During the performance tuning for Hive query, one area needs to be paid attention is the join type during the execution. Just like join types in Oracle, different types can have significantly different execution time. In the next few blogs, I am going to discuss the join types in Hive. The first join type is Common Join.
Common Join is the default join type in Hive, also called Shuffle Join, or Distributed Join or Sort Merged Join. During the join, all rows from the two tables are distributed to all nodes based on the join keys. In this way, the values from the same join keys end up on the same node. This join has a complete cycle of Map/Reduce.
How it works
1. In the map stage, mappers reads the tables and output the join-column value as the key. The key-value pairs are written into an intermediate file.

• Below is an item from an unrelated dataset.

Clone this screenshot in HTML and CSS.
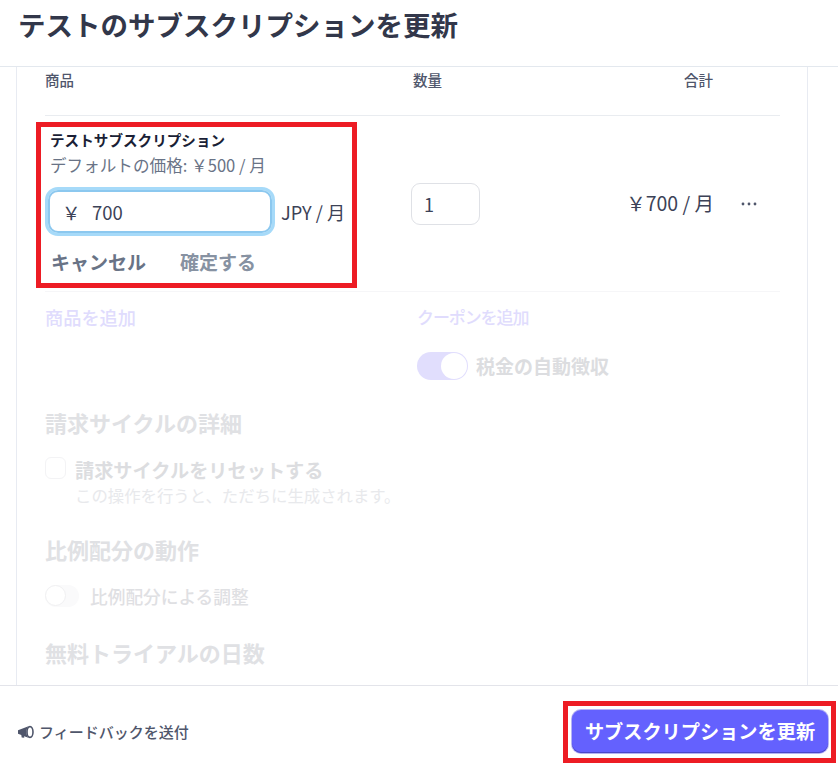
FILE: index.html
```html
<!DOCTYPE html>
<html lang="ja">
<head>
<meta charset="utf-8">
<title>テストのサブスクリプションを更新</title>
<link rel="stylesheet" href="styles.css">
</head>
<body>
<div class="app">
  <header class="top"><h1>テストのサブスクリプションを更新</h1></header>
  <main class="main">
    <div class="panel">
      <div class="grid head">
        <div>商品</div><div>数量</div><div class="total-h">合計</div>
      </div>
      <div class="grid row">
        <div class="product">
          <div class="annot annot-product"></div>
          <div class="pname">テストサブスクリプション</div>
          <div class="pdefault">デフォルトの価格: ￥500 / 月</div>
          <div class="price-line">
            <div class="price-input"><span class="yen">￥</span><span>700</span></div>
            <span class="unit">JPY / 月</span>
          </div>
          <div class="actions"><span class="cancel">キャンセル</span><span class="confirm">確定する</span></div>
        </div>
        <div class="qty-cell"><div class="qty">1</div></div>
        <div class="sum">￥700 / 月</div>
        <div class="more"><svg width="16" height="4" viewBox="0 0 16 4"><circle cx="2" cy="2" r="1.4"/><circle cx="8" cy="2" r="1.4"/><circle cx="14" cy="2" r="1.4"/></svg></div>
      </div>
      <div class="faded">
        <div class="links"><span class="link">商品を追加</span><span class="link coupon">クーポンを追加</span></div>
        <div class="tax">
          <span class="toggle on"><i></i></span><span class="tax-label">税金の自動徴収</span>
        </div>
        <h2 class="h-cycle">請求サイクルの詳細</h2>
        <div class="check-row">
          <span class="check"></span>
          <div><div class="check-label">請求サイクルをリセットする</div><div class="check-sub">この操作を行うと、ただちに生成されます。</div></div>
        </div>
        <h2 class="h-pro">比例配分の動作</h2>
        <div class="pro-row"><span class="toggle off"><i></i></span><span class="pro-label">比例配分による調整</span></div>
        <h2 class="h-trial">無料トライアルの日数</h2>
      </div>
    </div>
  </main>
  <footer class="foot">
    <div class="feedback">
      <svg width="17" height="14" viewBox="0 0 17 14"><path d="M1 5.2 11.5 1.2C10 3 9.4 5 9.4 7s.6 4 2.1 5.8L7 11.2l.3 1.6-2.6-.2-.4-2.6L1 8.8z" fill="#4f566b"/><ellipse cx="13" cy="7" rx="3" ry="5.4" fill="none" stroke="#4f566b" stroke-width="1.6"/></svg>
      <span>フィードバックを送付</span>
    </div>
    <div class="btn-wrap">
      <div class="annot annot-btn"></div>
      <div class="btn">サブスクリプションを更新</div>
    </div>
  </footer>
</div>
</body>
</html>
```

FILE: styles.css
```css
* { box-sizing: border-box; }
html, body { margin: 0; padding: 0; background: #fff; }
body { font-family: "Noto Sans CJK JP", "Noto Sans", sans-serif; color: #3c4257; }
.app { width: 838px; height: 771px; display: flex; flex-direction: column; overflow: hidden; }

.top { height: 67px; border-bottom: 1px solid #e3e8ee; padding: 6px 0 0 18px; flex: none; }
.top h1 { margin: 0; font-size: 27.5px; line-height: 36px; font-weight: 700; color: #32374a; }

.main { flex: 1; min-height: 0; overflow: hidden; padding-left: 16px; }
.panel { width: 792px; height: 100%; border-left: 1px solid #e8ebf2; border-right: 1px solid #e8ebf2; padding-left: 28px; overflow: hidden; }

.grid { width: 735px; display: grid; grid-template-columns: 368px 1fr 122px 58px; }
.head { height: 49px; border-bottom: 1px solid #e9ecf0; font-size: 14.5px; line-height: 25px; font-weight: 500; color: #4f566b; }
.head { grid-template-columns: 368px 271px 1fr; }
.total-h { text-align: left; }

.row { height: 176px; border-bottom: 1px solid #f6f6f8; align-items: center; }
.product { position: relative; height: 176px; padding: 14px 0 0 5px; }
.annot { position: absolute; border: 5px solid #ed1c24; pointer-events: none; }
.annot-product { left: -9px; top: 6px; width: 321px; height: 166px; }
.pname { font-size: 14.6px; line-height: 20px; font-weight: 700; color: #1a1f36; }
.pdefault { font-size: 16.6px; line-height: 20px; margin-top: 5px; color: #697386; white-space: nowrap; }
.price-line { display: flex; align-items: center; margin-top: 15px; margin-left: -2px; }
.price-input { width: 224px; height: 43px; border-radius: 10px; border: 2px solid #8cc8ef; box-shadow: 0 0 0 3px #a6daf9; display: flex; align-items: center; padding-left: 12px; font-size: 18.5px; color: #3c4257; }
.yen { width: 30px; }
.unit { margin-left: 9px; font-size: 18.2px; color: #3c4257; white-space: nowrap; }
.actions { margin-top: 15px; margin-left: 1px; font-size: 19px; line-height: 28px; font-weight: 700; display: flex; gap: 34px; }
.cancel { color: #697386; }
.confirm { color: #8792a2; }

.qty-cell { margin-left: -2px; }
.qty { width: 69px; height: 42px; border: 1px solid #dfe1e6; border-radius: 9px; font-size: 18px; line-height: 40px; padding-left: 12px; }
.sum { font-size: 19.5px; text-align: right; white-space: nowrap; padding-right: 8px; margin-left: -24px; margin-top: -4px; }
.more { fill: #4f566b; padding-left: 19px; line-height: 0; margin-top: -3px; }

.faded { width: 735px; }
.links { display: flex; height: 52px; padding-top: 13px; font-size: 18.2px; line-height: 24px; font-weight: 500; color: #e0dcfd; }
.link:first-child { width: 372px; }
.coupon { font-size: 17px; letter-spacing: -1.1px; }
.tax { margin-left: 372px; height: 30px; display: flex; align-items: center; gap: 8px; margin-top: 7px; }
.toggle { display: block; position: relative; border-radius: 14px; flex: none; }
.toggle i { position: absolute; display: block; border-radius: 50%; background: #fff; }
.toggle.on { width: 51px; height: 28px; background: #e1defd; }
.toggle.on i { right: 1px; top: 1px; width: 26px; height: 26px; }
.tax-label { font-size: 19px; line-height: 28px; font-weight: 700; color: #dcdde0; }
h2 { margin: 0; font-size: 22px; line-height: 30px; font-weight: 700; color: #e0e1e4; }
.h-cycle { margin-top: 26px; }
.check-row { display: flex; gap: 9px; margin-top: 20px; }
.check { width: 21px; height: 22px; flex: none; border: 1px solid #f3f3f5; border-radius: 6px; }
.check-label { font-size: 19.2px; line-height: 26px; font-weight: 700; color: #dcdde0; }
.check-sub { font-size: 16.4px; line-height: 24px; color: #e8e9ec; white-space: nowrap; }
.h-pro { margin-top: 27px; }
.pro-row { display: flex; align-items: center; gap: 11px; margin-top: 17px; height: 30px; }
.toggle.off { width: 34px; height: 22px; background: #fafafb; }
.toggle.off i { left: 0; top: 0; width: 21px; height: 21px; border: 1px solid #f0f0f2; }
.pro-label { font-size: 17.7px; line-height: 28px; font-weight: 500; color: #dfe0e3; }
.h-trial { margin-top: 26px; }

.foot { height: 86px; flex: none; border-top: 1px solid #e3e4ea; display: flex; align-items: center; justify-content: space-between; padding: 6px 10px 0 17px; }
.feedback { display: flex; align-items: center; gap: 5px; font-size: 15px; font-weight: 500; color: #4f566b; }
.btn-wrap { position: relative; }
.annot-btn { left: -9px; top: -9px; width: 273px; height: 62px; }
.btn { width: 256px; height: 43px; border-radius: 9px; background: #6461fe; box-shadow: inset 0 -1px 0 #4a47c9, 0 0 0 1px #b5b3f5; font-size: 19.2px; line-height: 43px; font-weight: 700; color: #fff; text-align: center; white-space: nowrap; }
```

2. In the shuffle stage, these pairs are sorts and merged. All rows from the same key will be sent to the same reducer instance.
3. In the reduce stage, reducer gets the sorted data and performs the join.
The advantage of Common Join is that it works in any table size. But as shuffle is an expensive operation, it is quite resource intensive. If one or more join keys has significantly large proportion of the data, the corresponding reducers will be overloaded. The symptom of the issue is that majority of reducers have completed the join operation while a few reducers are still running. The total run time of the query is determined by the longest running reducer. Obviously this is a typical skewed data issue. I am going to discuss a special join just for this kind of skewed issue in a later blog.
How to Identify the Join
When using EXPLAIN command, you will see Join Operator just below Reduce Operator Tree.